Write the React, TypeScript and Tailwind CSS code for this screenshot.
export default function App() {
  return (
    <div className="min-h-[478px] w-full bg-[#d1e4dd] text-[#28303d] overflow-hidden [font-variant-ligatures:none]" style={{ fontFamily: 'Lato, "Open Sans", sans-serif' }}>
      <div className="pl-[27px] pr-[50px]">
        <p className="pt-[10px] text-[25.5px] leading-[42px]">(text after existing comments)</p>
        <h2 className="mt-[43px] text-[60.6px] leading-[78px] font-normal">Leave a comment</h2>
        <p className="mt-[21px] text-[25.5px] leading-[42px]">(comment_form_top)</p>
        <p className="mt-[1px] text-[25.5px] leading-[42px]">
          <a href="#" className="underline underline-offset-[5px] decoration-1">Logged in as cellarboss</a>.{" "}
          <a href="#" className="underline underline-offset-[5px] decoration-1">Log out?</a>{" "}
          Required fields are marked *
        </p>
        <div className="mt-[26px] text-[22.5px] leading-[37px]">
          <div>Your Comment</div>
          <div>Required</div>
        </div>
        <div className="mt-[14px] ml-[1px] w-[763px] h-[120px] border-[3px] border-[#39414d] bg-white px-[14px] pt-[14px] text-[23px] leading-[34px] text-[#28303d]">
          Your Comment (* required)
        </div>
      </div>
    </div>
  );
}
----------------------------------------
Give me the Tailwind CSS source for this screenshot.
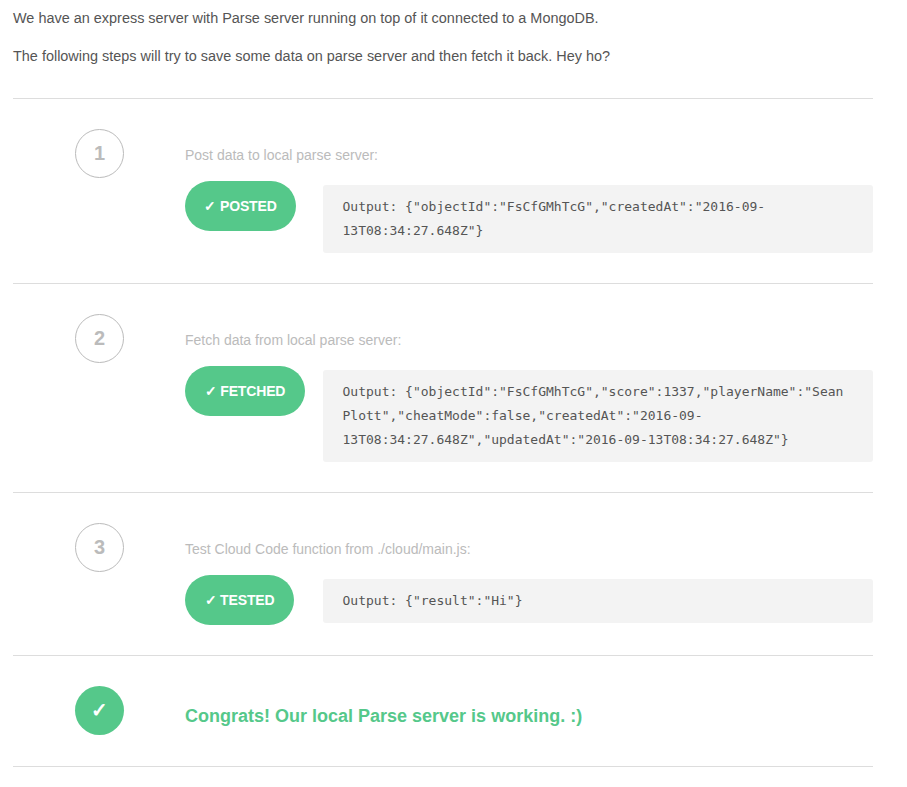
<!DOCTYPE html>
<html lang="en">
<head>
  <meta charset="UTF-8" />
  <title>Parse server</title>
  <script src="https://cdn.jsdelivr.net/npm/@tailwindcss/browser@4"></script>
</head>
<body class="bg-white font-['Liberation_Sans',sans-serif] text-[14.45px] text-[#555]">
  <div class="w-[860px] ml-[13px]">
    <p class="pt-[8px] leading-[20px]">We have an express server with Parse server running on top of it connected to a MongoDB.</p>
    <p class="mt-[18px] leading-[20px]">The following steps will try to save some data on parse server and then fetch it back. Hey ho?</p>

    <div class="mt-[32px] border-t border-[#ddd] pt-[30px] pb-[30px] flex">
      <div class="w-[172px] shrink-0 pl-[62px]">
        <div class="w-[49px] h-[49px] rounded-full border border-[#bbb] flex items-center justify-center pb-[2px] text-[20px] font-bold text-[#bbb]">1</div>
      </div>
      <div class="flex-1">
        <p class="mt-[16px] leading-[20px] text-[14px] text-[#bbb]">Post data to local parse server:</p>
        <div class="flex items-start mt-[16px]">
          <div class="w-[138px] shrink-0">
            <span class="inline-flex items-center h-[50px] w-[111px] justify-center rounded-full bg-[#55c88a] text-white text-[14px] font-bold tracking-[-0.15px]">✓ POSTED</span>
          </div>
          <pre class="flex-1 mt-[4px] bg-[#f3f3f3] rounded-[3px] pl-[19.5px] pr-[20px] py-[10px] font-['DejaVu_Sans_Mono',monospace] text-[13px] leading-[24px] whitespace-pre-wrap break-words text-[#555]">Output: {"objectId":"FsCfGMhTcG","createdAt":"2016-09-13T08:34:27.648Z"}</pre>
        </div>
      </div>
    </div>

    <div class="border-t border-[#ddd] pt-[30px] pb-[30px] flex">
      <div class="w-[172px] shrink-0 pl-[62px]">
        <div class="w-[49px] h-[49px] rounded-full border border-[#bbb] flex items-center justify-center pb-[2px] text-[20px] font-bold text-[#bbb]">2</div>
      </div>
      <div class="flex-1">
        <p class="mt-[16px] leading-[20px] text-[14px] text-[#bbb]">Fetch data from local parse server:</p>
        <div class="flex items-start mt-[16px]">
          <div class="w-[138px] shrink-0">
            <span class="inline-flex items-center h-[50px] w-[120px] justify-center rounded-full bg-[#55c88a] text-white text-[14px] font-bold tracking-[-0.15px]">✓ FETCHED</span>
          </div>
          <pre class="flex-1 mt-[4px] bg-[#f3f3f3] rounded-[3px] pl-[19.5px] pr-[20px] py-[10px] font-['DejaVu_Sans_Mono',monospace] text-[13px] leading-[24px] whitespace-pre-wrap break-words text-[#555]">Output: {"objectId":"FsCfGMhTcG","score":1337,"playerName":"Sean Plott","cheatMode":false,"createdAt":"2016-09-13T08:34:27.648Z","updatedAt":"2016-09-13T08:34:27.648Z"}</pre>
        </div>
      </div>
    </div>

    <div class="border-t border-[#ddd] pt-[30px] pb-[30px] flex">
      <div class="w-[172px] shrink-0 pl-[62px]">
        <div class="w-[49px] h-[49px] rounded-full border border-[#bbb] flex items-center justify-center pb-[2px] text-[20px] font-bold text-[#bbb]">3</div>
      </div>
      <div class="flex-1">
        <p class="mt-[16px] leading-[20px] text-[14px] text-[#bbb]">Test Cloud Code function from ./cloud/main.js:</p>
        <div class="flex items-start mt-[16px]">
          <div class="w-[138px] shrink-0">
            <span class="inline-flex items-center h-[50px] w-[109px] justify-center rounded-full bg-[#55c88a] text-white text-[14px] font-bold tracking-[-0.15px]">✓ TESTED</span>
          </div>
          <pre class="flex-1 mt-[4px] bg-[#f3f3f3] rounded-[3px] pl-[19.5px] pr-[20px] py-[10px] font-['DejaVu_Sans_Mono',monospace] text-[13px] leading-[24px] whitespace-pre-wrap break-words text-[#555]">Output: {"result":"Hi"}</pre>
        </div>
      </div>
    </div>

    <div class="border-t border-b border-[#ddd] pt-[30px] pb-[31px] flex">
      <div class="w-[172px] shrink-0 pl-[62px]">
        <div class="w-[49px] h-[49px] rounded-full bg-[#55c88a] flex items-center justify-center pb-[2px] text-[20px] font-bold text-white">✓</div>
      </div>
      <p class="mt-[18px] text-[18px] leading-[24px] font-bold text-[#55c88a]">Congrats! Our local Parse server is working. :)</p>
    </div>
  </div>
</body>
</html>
----------------------------------------
» **The request**:
List all lines holding the string "screenshot".

» **Complete answer**:
Write the React, TypeScript and Tailwind CSS code for this screenshot.
Give me the Tailwind CSS source for this screenshot.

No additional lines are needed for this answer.